News & Views item - December  2004

 

 

The US Science Budget Evokes the Interest of the New York Times. (December 7, 2004)

    On Sunday Thomas Friedman wrote in The New York Times, "If President Bush is looking for a legacy [to leave Americans], I have just the one for him - a national science project that would be our generation's moon shot: a crash science initiative for alternative energy and conservation to make America energy-independent in 10 years. Imagine if every American kid, in every school, were galvanized around such a vision. Ah, you say, nice idea, Friedman, but what does it have to do with your subject - foreign policy?"

 

This thought followed on Friedman's assessment that of all the "irresponsible aspects of the [US President's] 2005 budget bill that the Republican-led Congress just passed, nothing could be more irresponsible than the fact that funding for the National Science Foundation was cut by nearly 2 percent, or $105 million.

 

"[B]ecause of the steady erosion of science, math and engineering education in U.S. high schools, our cold war generation of American scientists is not being fully replenished. We traditionally filled the gap with Indian, Chinese and other immigrant brainpower.
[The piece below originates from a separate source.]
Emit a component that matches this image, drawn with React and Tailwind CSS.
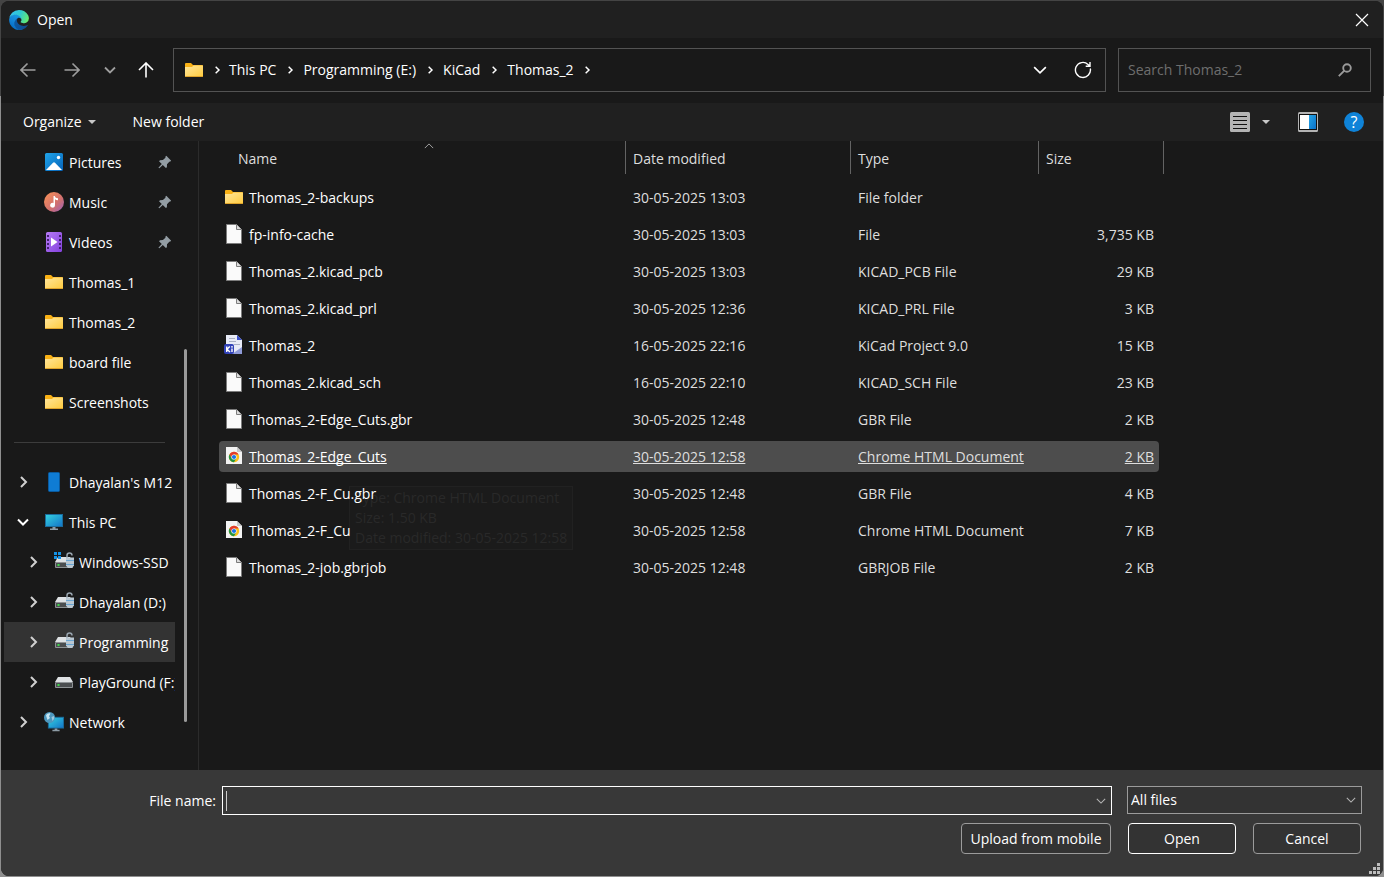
import React, { useState } from 'react';

function EdgeLogo() {
  return (
    <svg width="20" height="20" viewBox="0 0 256 259" aria-hidden="true">
      <defs>
        <linearGradient id="edgeDark" x1="0" y1="0" x2="1" y2="0">
          <stop offset="0" stopColor="#0c59a4" />
          <stop offset="1" stopColor="#114a8b" />
        </linearGradient>
        <linearGradient id="edgeMid" x1="0.7" y1="0" x2="0.2" y2="1">
          <stop offset="0" stopColor="#1b9de2" />
          <stop offset="0.5" stopColor="#1384d8" />
          <stop offset="1" stopColor="#0067c0" />
        </linearGradient>
        <linearGradient id="edgeTop" x1="0" y1="0.3" x2="1" y2="0.6">
          <stop offset="0" stopColor="#35c1f1" />
          <stop offset="0.5" stopColor="#2fc9d0" />
          <stop offset="1" stopColor="#66eb6e" />
        </linearGradient>
      </defs>
      <path fill="url(#edgeDark)" d="M235.68 195.46a93.73 93.73 0 0 1-10.54 4.71 101.87 101.87 0 0 1-35.9 6.46c-47.32 0-88.54-32.55-88.54-74.32A31.48 31.48 0 0 1 117.13 105c-42.8 1.8-53.8 46.4-53.8 72.53 0 73.88 68.09 81.37 82.76 81.37 7.91 0 19.84-2.3 27-4.56l1.31-.44a128.34 128.34 0 0 0 66.6-52.8 4 4 0 0 0-5.32-5.64Z" />
      <path fill="url(#edgeMid)" d="M105.73 244.42a79.2 79.2 0 0 1-22.74-21.34 80.72 80.72 0 0 1 29.53-120c3.12-1.47 8.45-4.13 15.54-4a32.35 32.35 0 0 1 25.69 13 31.88 31.88 0 0 1 6.36 18.66c0-.21 24.46-79.6-80-79.6-43.9 0-80 41.66-80 78.21a130.15 130.15 0 0 0 12.11 56 128 128 0 0 0 156.38 67.11 75.55 75.55 0 0 1-62.78-8Z" />
      <path fill="url(#edgeTop)" d="M152.33 148.86c-.81 1.05-3.3 2.5-3.3 5.66 0 2.61 1.7 5.12 4.72 7.23 14.38 10 41.49 8.68 41.56 8.68a59.56 59.56 0 0 0 30.27-8.35A61.38 61.38 0 0 0 256 109.27c.26-22.41-8-37.31-11.34-43.91C223.46 23.84 177.72 0 128 0A128 128 0 0 0 0 126.2c.48-36.54 36.8-66.05 80-66.05 3.5 0 23.46.34 42 10.07 16.34 8.58 24.9 18.94 30.85 29.21 6.18 10.67 7.28 24.15 7.28 29.52 0 5.37-2.74 13.33-7.8 19.91Z" />
    </svg>
  );
}

function FolderIcon() {
  return (
    <svg width="20" height="20" viewBox="0 0 20 20" aria-hidden="true">
      <defs>
        <linearGradient id="folder" x1="0" y1="0" x2="1" y2="1">
          <stop offset="0" stopColor="#ffe69c" />
          <stop offset="1" stopColor="#ffcb3d" />
        </linearGradient>
      </defs>
      <path fill="#f9b115" d="M1 4a1 1 0 0 1 1-1h5l2 2h9a1 1 0 0 1 1 1v6H1z" />
      <path fill="url(#folder)" d="M1 7h7l1.500-1.500H19V16a1 1 0 0 1-1 1H2a1 1 0 0 1-1-1z" />
      <path fill="#dfa32a" d="M1 16h18a1 1 0 0 1-1 1H2a1 1 0 0 1-1-1z" />
    </svg>
  );
}

function FileIcon() {
  return (
    <svg width="20" height="20" viewBox="0 0 20 20" aria-hidden="true">
      <path fill="#fafafa" stroke="#7c7c7c" d="M2.500.5h10l5 5v14h-15z" />
      <path fill="#dcdcdc" stroke="#7c7c7c" d="M12.500.5v5h5" />
    </svg>
  );
}

function ChromeFileIcon() {
  return (
    <svg width="20" height="20" viewBox="0 0 20 20" aria-hidden="true">
      <path fill="#f3f3f3" d="M2 1h11l5 5v12H2z" />
      <path fill="#c9c9c9" d="M13 1l5 5h-5z" />
      <circle cx="10" cy="11" r="5.200" fill="#fbc116" />
      <path fill="#e33b2e" d="M5.500 8.400A5.200 5.200 0 0 1 14.500 8.400H10L7.700 12.300z" />
      <path fill="#229342" d="M5.500 8.400A5.200 5.200 0 0 0 10 16.200L12.300 12.300H7.700z" />
      <circle cx="10" cy="11" r="2.600" fill="#fff" />
      <circle cx="10" cy="11" r="2.100" fill="#1a73e8" />
    </svg>
  );
}

function KicadFileIcon() {
  return (
    <svg width="20" height="20" viewBox="0 0 20 20" aria-hidden="true">
      <path fill="#e8ebf7" d="M2 0h11l5 5v14H2z" />
      <path fill="#8f9bd8" d="M8 19l10-7v7z" />
      <path fill="#3a50c8" d="M13 0l5 5h-5z" />
      <path stroke="#aab0c4" d="M5 3.500h6M5 6.500h7M10 9.500h6" />
      <rect x="0" y="9" width="10" height="10" rx="2" fill="#3142b8" />
      <path fill="none" stroke="#fff" strokeWidth="1.400" d="M2.700 11.500v5.500M5.800 11.500L3 14.200l3 2.800M8 13.500V17" />
      <circle cx="8" cy="11.800" r="0.900" fill="#fff" />
    </svg>
  );
}

function PicturesIcon() {
  return (
    <svg width="20" height="20" viewBox="0 0 20 20" aria-hidden="true">
      <defs>
        <linearGradient id="pic" x1="0" y1="0" x2="1" y2="1">
          <stop offset="0" stopColor="#20a4ea" />
          <stop offset="1" stopColor="#0663b8" />
        </linearGradient>
      </defs>
      <rect x="1" y="1" width="18" height="18" rx="1.500" fill="url(#pic)" />
      <path fill="#fff" d="M2 18l7-7.300a1.400 1.400 0 0 1 2 0L18 18z" />
      <circle cx="14.500" cy="5.500" r="1.700" fill="#fff" />
    </svg>
  );
}

function MusicIcon() {
  return (
    <svg width="20" height="20" viewBox="0 0 20 20" aria-hidden="true">
      <defs>
        <linearGradient id="music" x1="0" y1="0" x2="1" y2="1">
          <stop offset="0.150" stopColor="#f08a5c" />
          <stop offset="0.600" stopColor="#d0706f" />
          <stop offset="1" stopColor="#9a5fc0" />
        </linearGradient>
      </defs>
      <circle cx="10" cy="10" r="10" fill="url(#music)" />
      <path fill="#fff" d="M9.500 4h1.300c.4 1.500 1.400 2.200 3.200 2.200v2c-1.300 0-2.300-.3-3-.9v5.900a2.400 2.400 0 1 1-1.500-2.200z" />
    </svg>
  );
}

function VideosIcon() {
  return (
    <svg width="20" height="20" viewBox="0 0 20 20" aria-hidden="true">
      <defs>
        <linearGradient id="vid" x1="0" y1="0" x2="1" y2="1">
          <stop offset="0" stopColor="#b57bf5" />
          <stop offset="1" stopColor="#8441dd" />
        </linearGradient>
      </defs>
      <rect x="2" y="0" width="16" height="20" rx="1.500" fill="url(#vid)" />
      <path stroke="#432070" strokeWidth="2" strokeDasharray="2 2" d="M4 3v15M16 3v15" />
      <path fill="#fff" d="M7 5.500l6.500 4.500L7 14.500z" />
    </svg>
  );
}

function PhoneIcon() {
  return (
    <svg width="20" height="20" viewBox="0 0 20 20" aria-hidden="true">
      <rect x="4.500" y="0.500" width="11" height="19" rx="1" fill="#0f7cd4" stroke="#0a5a9e" />
    </svg>
  );
}

function MonitorShapes() {
  return (
    <>
      <defs>
        <linearGradient id="pc" x1="0" y1="0" x2="1" y2="1">
          <stop offset="0" stopColor="#35d3e0" />
          <stop offset="1" stopColor="#1273c8" />
        </linearGradient>
      </defs>
      <rect x="1.500" y="2.500" width="17" height="12" fill="url(#pc)" stroke="#1a6b9c" />
      <path fill="#8d9ba5" d="M8.500 15h3v1.500H14V18H6v-1.500h2.500z" />
    </>
  );
}

function PcIcon() {
  return (
    <svg width="20" height="20" viewBox="0 0 20 20" aria-hidden="true">
      <MonitorShapes />
    </svg>
  );
}

function NetworkIcon() {
  return (
    <svg width="20" height="20" viewBox="0 0 20 20" aria-hidden="true">
      <g transform="translate(3 3) scale(0.900)">
        <MonitorShapes />
      </g>
      <circle cx="5.500" cy="5.500" r="5.500" fill="#4d97bd" />
      <path fill="#c5e4f2" d="M2 3.500c1-2 3-2.600 4.500-2L5 4.200 6 6 3.500 8z" />
      <path fill="#9cc9de" d="M7.500 5l2.500-1c.5 2 0 3.500-1.500 5z" />
    </svg>
  );
}

function DriveIcon({ lock, windows }) {
  return (
    <svg width="20" height="20" viewBox="0 0 20 20" aria-hidden="true">
      <path fill="#dfe2e4" d="M4 5h12l3 5H1z" />
      <rect x="1" y="10" width="18" height="6" rx="1" fill="#8f9396" />
      <rect x="2" y="11" width="16" height="4" fill="#4b4e50" />
      <rect x="3.500" y="12" width="2" height="2" fill="#3fdc4b" />
      {windows && <path fill="#1492e6" d="M0 0h3v3H0zM4 0h3v3H4zM0 4h3v3H0zM4 4h3v3H4z" />}
      {lock && (
        <g>
          <path fill="none" stroke="#98a4ae" strokeWidth="1.500" d="M13 6V3.500a2.500 2.500 0 0 1 5 0" />
          <path fill="#b9c7d2" d="M12 5.500h8v8l-2 2.500h-4l-2-2.500z" />
          <path stroke="#6aa5d2" d="M12 8.500h8M12 12.500h8" />
        </g>
      )}
    </svg>
  );
}

function PinIcon() {
  return (
    <svg width="14" height="14" viewBox="0 0 14 14" aria-hidden="true">
      <path fill="#939da4" d="M8.300.8L13.200 5.700l-.9.900-1 .1-2.300 2.600-.1 2.900-1 .9L4.800 10 1.300 13.300l-.9-.6L3.800 9 1 6.200l1-1 2.900-.1 2.500-2.300.1-1.200z" />
    </svg>
  );
}

function Chevron({ dir = 'right', size = 12, width = 2, color = 'currentColor' }) {
  const d = {
    right: 'M4 1l5 5-5 5',
    down: 'M1 3.500l5 5 5-5',
    up: 'M1 8.500l5-5 5 5',
  }[dir];
  return (
    <svg width={size} height={size} viewBox="0 0 12 12" fill="none" stroke={color} strokeWidth={width} aria-hidden="true">
      <path d={d} />
    </svg>
  );
}

function Caret() {
  return (
    <svg width="8" height="4" viewBox="0 0 8 4" aria-hidden="true">
      <path fill="#c8c8c8" d="M0 0h8L4 4z" />
    </svg>
  );
}

function ArrowIcon({ d }) {
  return (
    <svg width="16" height="16" viewBox="0 0 16 16" fill="none" stroke="currentColor" strokeWidth="1.600" aria-hidden="true">
      <path d={d} />
    </svg>
  );
}

const quickAccess = [
  { name: 'Pictures', icon: <PicturesIcon />, pinned: true },
  { name: 'Music', icon: <MusicIcon />, pinned: true },
  { name: 'Videos', icon: <VideosIcon />, pinned: true },
  { name: 'Thomas_1', icon: <FolderIcon /> },
  { name: 'Thomas_2', icon: <FolderIcon /> },
  { name: 'board file', icon: <FolderIcon /> },
  { name: 'Screenshots', icon: <FolderIcon /> },
];

const tree = [
  { name: "Dhayalan's M12", icon: <PhoneIcon /> },
  { name: 'This PC', icon: <PcIcon />, open: true },
  { name: 'Windows-SSD', icon: <DriveIcon lock windows />, child: true },
  { name: 'Dhayalan (D:)', icon: <DriveIcon lock />, child: true },
  { name: 'Programming', icon: <DriveIcon lock />, child: true, active: true },
  { name: 'PlayGround (F:)', icon: <DriveIcon />, child: true },
  { name: 'Network', icon: <NetworkIcon /> },
];

const files = [
  { name: 'Thomas_2-backups', date: '30-05-2025 13:03', type: 'File folder', size: '', icon: <FolderIcon /> },
  { name: 'fp-info-cache', date: '30-05-2025 13:03', type: 'File', size: '3,735 KB', icon: <FileIcon /> },
  { name: 'Thomas_2.kicad_pcb', date: '30-05-2025 13:03', type: 'KICAD_PCB File', size: '29 KB', icon: <FileIcon /> },
  { name: 'Thomas_2.kicad_prl', date: '30-05-2025 12:36', type: 'KICAD_PRL File', size: '3 KB', icon: <FileIcon /> },
  { name: 'Thomas_2', date: '16-05-2025 22:16', type: 'KiCad Project 9.0', size: '15 KB', icon: <KicadFileIcon /> },
  { name: 'Thomas_2.kicad_sch', date: '16-05-2025 22:10', type: 'KICAD_SCH File', size: '23 KB', icon: <FileIcon /> },
  { name: 'Thomas_2-Edge_Cuts.gbr', date: '30-05-2025 12:48', type: 'GBR File', size: '2 KB', icon: <FileIcon /> },
  { name: 'Thomas_2-Edge_Cuts', date: '30-05-2025 12:58', type: 'Chrome HTML Document', size: '2 KB', icon: <ChromeFileIcon /> },
  { name: 'Thomas_2-F_Cu.gbr', date: '30-05-2025 12:48', type: 'GBR File', size: '4 KB', icon: <FileIcon /> },
  { name: 'Thomas_2-F_Cu', date: '30-05-2025 12:58', type: 'Chrome HTML Document', size: '7 KB', icon: <ChromeFileIcon /> },
  { name: 'Thomas_2-job.gbrjob', date: '30-05-2025 12:48', type: 'GBRJOB File', size: '2 KB', icon: <FileIcon /> },
];

const path = ['This PC', 'Programming (E:)', 'KiCad', 'Thomas_2'];

function TitleBar() {
  return (
    <header className="flex h-[37px] items-center bg-[#202020] pl-2 pr-[14px]">
      <EdgeLogo />
      <h1 className="ml-2 flex-1">Open</h1>
      <button aria-label="Close">
        <svg width="14" height="14" viewBox="0 0 14 14" stroke="#fff" strokeWidth="1.200" aria-hidden="true">
          <path d="M1 1l12 12M13 1L1 13" />
        </svg>
      </button>
    </header>
  );
}

function NavBar() {
  return (
    <div className="flex h-[65px] items-start pt-[10px] pl-[5px] pr-3">
      <div className="flex h-11 text-[#9d9d9d]">
        <button className="flex w-11 items-center justify-center" aria-label="Back">
          <ArrowIcon d="M15.500 8H1M7.500 1.500L1 8l6.500 6.500" />
        </button>
        <button className="flex w-11 items-center justify-center" aria-label="Forward">
          <ArrowIcon d="M.5 8H15M8.500 1.500L15 8l-6.500 6.500" />
        </button>
        <button className="flex w-8 items-center justify-center" aria-label="Recent locations">
          <Chevron dir="down" width={1.8} />
        </button>
        <button className="flex w-10 items-center justify-center text-white" aria-label="Up">
          <ArrowIcon d="M8 15.500V1M1 8l7-7 7 7" />
        </button>
      </div>
      <nav className="ml-[7px] flex h-11 flex-1 items-center border border-[#535353] pl-[10px]" aria-label="Address">
        <FolderIcon />
        <span className="flex w-[25px] justify-center">
          <Chevron size={8} width={2.2} />
        </span>
        {path.map((part) => (
          <React.Fragment key={part}>
            <a href="#">{part}</a>
            <span className="flex w-[27px] justify-center">
              <Chevron size={8} width={2.2} />
            </span>
          </React.Fragment>
        ))}
        <div className="ml-auto flex">
          <button className="flex w-[42px] items-center justify-center" aria-label="Previous locations">
            <Chevron dir="down" size={14} width={1.4} />
          </button>
          <button className="flex w-11 items-center justify-center" aria-label="Refresh">
            <svg width="18" height="18" viewBox="0 0 18 18" fill="none" stroke="#fff" strokeWidth="1.400" aria-hidden="true">
              <path d="M16.300 7.500A7.500 7.500 0 1 1 14 3.400L15.500 4.800M16 1v4.300h-4.300" />
            </svg>
          </button>
        </div>
      </nav>
      <div className="ml-3 flex h-11 w-[253px] items-center border border-[#535353] pl-[9px] pr-[18px]">
        <input
          type="search"
          aria-label="Search Thomas_2"
          placeholder="Search Thomas_2"
          className="min-w-0 flex-1 bg-transparent outline-none placeholder:text-[#6e6e6e]"
        />
        <svg width="14" height="14" viewBox="0 0 14 14" fill="none" stroke="#9a9a9a" strokeWidth="1.900" aria-hidden="true">
          <circle cx="9" cy="5" r="3.800" />
          <path d="M6.300 7.700L.8 13.200" />
        </svg>
      </div>
    </div>
  );
}

function Toolbar() {
  return (
    <div className="flex h-[38px] items-center bg-[#202020] pl-[22px] pr-[19px]">
      <button className="flex items-center gap-[6px]">
        Organize
        <Caret />
      </button>
      <button className="ml-[37px]">New folder</button>
      <div className="ml-auto flex items-center">
        <button aria-label="View">
          <svg width="20" height="20" viewBox="0 0 20 20" aria-hidden="true">
            <rect width="20" height="20" rx="1.500" fill="#b4b4b4" />
            <path stroke="#111" d="M3 4.500h14M3 8.500h14M3 12.500h14M3 16.500h14" />
          </svg>
        </button>
        <button className="ml-3" aria-label="More view options">
          <Caret />
        </button>
        <button className="ml-7" aria-label="Preview pane">
          <svg width="20" height="20" viewBox="0 0 20 20" aria-hidden="true">
            <defs>
              <linearGradient id="pane" x1="0" y1="0" x2="1" y2="1">
                <stop offset="0" stopColor="#25a5e6" />
                <stop offset="1" stopColor="#0a70c8" />
              </linearGradient>
            </defs>
            <rect width="20" height="20" rx="1.500" fill="#b4b4b4" />
            <rect x="1" y="2" width="18" height="16" fill="#111" />
            <rect x="2" y="3" width="9" height="14" fill="#fff" />
            <rect x="11" y="3" width="7" height="14" fill="url(#pane)" />
          </svg>
        </button>
        <button
          className="ml-[26px] flex size-5 items-center justify-center rounded-full bg-[#0f83d8] text-base leading-5"
          aria-label="Help"
        >
          ?
        </button>
      </div>
    </div>
  );
}

function Sidebar() {
  return (
    <aside className="flex w-[198px] shrink-0 border-r border-[#2b2b2b] pl-[3px]">
      <nav className="w-[171px] overflow-hidden whitespace-nowrap pt-px" aria-label="Folders">
        <ul>
          {quickAccess.map((item) => (
            <li key={item.name} className="flex h-10 items-center pl-10 pr-[3px]">
              {item.icon}
              <a href="#" className="ml-[5px] flex-1 pt-[2px]">{item.name}</a>
              {item.pinned && <PinIcon />}
            </li>
          ))}
        </ul>
        <div className="flex h-10 items-center pl-[10px] pr-[10px]">
          <hr className="flex-1 border-[#3c3c3c]" />
        </div>
        <ul>
          {tree.map((item) => (
            <li
              key={item.name}
              className={`flex h-10 items-center ${item.child ? 'pl-[22px]' : 'pl-3'} ${item.active ? 'bg-[#333333]' : ''}`}
            >
              <button className="flex w-[14px] shrink-0 justify-center" aria-label={`Toggle ${item.name}`}>
                <Chevron dir={item.open ? 'down' : 'right'} color={item.open ? '#fff' : '#d0d0d0'} />
              </button>
              <span className="ml-[14px] shrink-0">{item.icon}</span>
              <a href="#" className="ml-[5px] pt-[2px]">{item.name}</a>
            </li>
          ))}
        </ul>
      </nav>
      <div className="flex flex-1 flex-col items-center pr-[2px]">
        <div className="flex-[208]" />
        <div className="w-[3px] flex-[373] rounded-full bg-[#9a9a9a]" />
        <div className="flex-[48]" />
      </div>
    </aside>
  );
}

function FileList() {
  const [selected, setSelected] = useState('Thomas_2-Edge_Cuts');

  return (
    <main className="relative isolate flex-1 pl-5">
      {/* fading hover tooltip */}
      <div className="absolute left-[150px] top-[345px] border border-[#212121] bg-[#1b1b1b] px-[5px] py-px leading-5 text-[#292929]">
        <div>Type: Chrome HTML Document</div>
        <div>Size: 1.50 KB</div>
        <div>Date modified: 30-05-2025 12:58</div>
      </div>
      <table className="relative w-[945px] table-fixed text-left text-[#dedede]">
        <colgroup>
          <col className="w-[407px]" />
          <col className="w-[225px]" />
          <col className="w-[188px]" />
          <col className="w-[125px]" />
        </colgroup>
        <thead>
          <tr>
            <th className="h-[38px] p-0 align-top font-normal">
              <div className="relative flex h-[33px] items-center border-r border-[#636363] pl-[19px] pt-[2px]">
                Name
                <span className="absolute left-1/2 top-0 ml-[2px]">
                  <Chevron dir="up" size={10} width={1.2} color="#a0a0a0" />
                </span>
              </div>
            </th>
            {['Date modified', 'Type', 'Size'].map((label) => (
              <th key={label} className="h-[38px] p-0 align-top font-normal">
                <div className="flex h-[33px] items-center border-r border-[#636363] pl-[7px] pt-[2px]">{label}</div>
              </th>
            ))}
          </tr>
        </thead>
        <tbody>
          {files.map((file) => {
            const active = file.name === selected;
            const bg = active ? 'bg-[#4d4d4d] underline underline-offset-1 [text-decoration-skip-ink:none]' : '';
            return (
              <tr key={file.name} onClick={() => setSelected(file.name)}>
                <td className="h-[37px] p-0 text-white">
                  <div className={`flex h-[31px] items-center gap-[5px] rounded-l-sm pl-[5px] ${bg}`}>
                    <span className="pb-[2px]">{file.icon}</span>
                    {file.name}
                  </div>
                </td>
                <td className="h-[37px] p-0">
                  <div className={`flex h-[31px] items-center pl-[7px] ${bg}`}>{file.date}</div>
                </td>
                <td className="h-[37px] p-0">
                  <div className={`flex h-[31px] items-center pl-[7px] ${bg}`}>{file.type}</div>
                </td>
                <td className="h-[37px] p-0">
                  <div className={`mr-[5px] flex h-[31px] items-center justify-end rounded-r-sm pr-[5px] ${bg}`}>
                    {file.size}
                  </div>
                </td>
              </tr>
            );
          })}
        </tbody>
      </table>
    </main>
  );
}

function Footer() {
  const [fileName, setFileName] = useState('');

  return (
    <footer className="relative h-[106px] bg-[#383838] pl-[21px] pr-[21px] pt-4">
      <div className="flex items-start">
        <label htmlFor="filename" className="w-[194px] shrink-0 text-right leading-[29px]">File name:</label>
        <div className="ml-[6px] flex h-[29px] flex-1 items-center border border-white bg-[#383838] pl-[3px] pr-[5px]">
          <span className="h-5 w-px bg-[#cccccc]" />
          <input
            id="filename"
            type="text"
            value={fileName}
            onChange={(e) => setFileName(e.target.value)}
            className="min-w-0 flex-1 bg-transparent outline-none"
          />
          <button aria-label="Show previous file names">
            <Chevron dir="down" size={10} width={1.3} color="#b4b4b4" />
          </button>
        </div>
        <div className="relative ml-[15px] w-[235px]">
          <select
            aria-label="File type"
            className="h-7 w-full appearance-none border border-[#9b9b9b] bg-[#333333] pl-[3px] outline-none"
          >
            <option>All files</option>
          </select>
          <span className="pointer-events-none absolute inset-y-0 right-[6px] flex items-center">
            <Chevron dir="down" size={10} width={1.3} color="#b4b4b4" />
          </span>
        </div>
      </div>
      <div className="mt-2 flex justify-end gap-[17px] pr-px">
        <button className="h-[31px] w-[150px] whitespace-nowrap rounded border border-[#9b9b9b] bg-[#333333]">
          Upload from mobile
        </button>
        <button className="h-[31px] w-[108px] rounded border border-white bg-[#333333]">Open</button>
        <button className="h-[31px] w-[108px] rounded border border-[#9b9b9b] bg-[#333333]">Cancel</button>
      </div>
      <svg className="absolute bottom-[2px] right-[3px]" width="11" height="11" viewBox="0 0 11 11" aria-hidden="true">
        <path fill="#bdbdbd" d="M8 0h3v3H8zM4 4h3v3H4zM8 4h3v3H8zM0 8h3v3H0zM4 8h3v3H4zM8 8h3v3H8z" />
      </svg>
    </footer>
  );
}

export default function App() {
  return (
    <div className="flex min-h-screen flex-col bg-[linear-gradient(#444444_96px,#8f8f8f_96px)] p-px font-['Open_Sans','Noto_Sans',sans-serif] text-sm text-white">
      <div className="flex flex-1 flex-col overflow-hidden rounded-lg bg-[#191919]">
        <TitleBar />
        <NavBar />
        <Toolbar />
        <div className="flex flex-1">
          <Sidebar />
          <FileList />
        </div>
        <Footer />
      </div>
    </div>
  );
}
But post-9/11, many of these foreign engineers are not coming here anymore, and, because the world is now flat and wired, many others can stay home and innovate without having to emigrate."

 

And Friedman goes on to report that Shirley Ann Jackson, the president of Rensselaer Polytechnic and president of the American Association for the Advancement of Science (AAAS) told him that unless something is done and done soon the US' scientific foundation will disintegrate and with it the high US standard of living in fifteen to twenty years.

 

Now about that matter of US foreign policy and its consequences, the NYT's Op-Ed contributor reckons that if the US were to become energy independent the result will be "sharply reduced oil revenues for the worst governments in the world. ....political reform from Moscow to Riyadh to Tehran. Yes, deprive these regimes of the huge oil windfalls on which they depend and you will force them to reform by having to tap their people instead of oil wells. These regimes won't change when we tell them they should. They will change only when they tell themselves they must."

 

Of course the world know-alls such as John Howard, Tony Blair, Alexander Downer and Jack Straw, not to mention George W Bush and Condoleezza Rice, will say what does Friedman know, but of course they have to say that.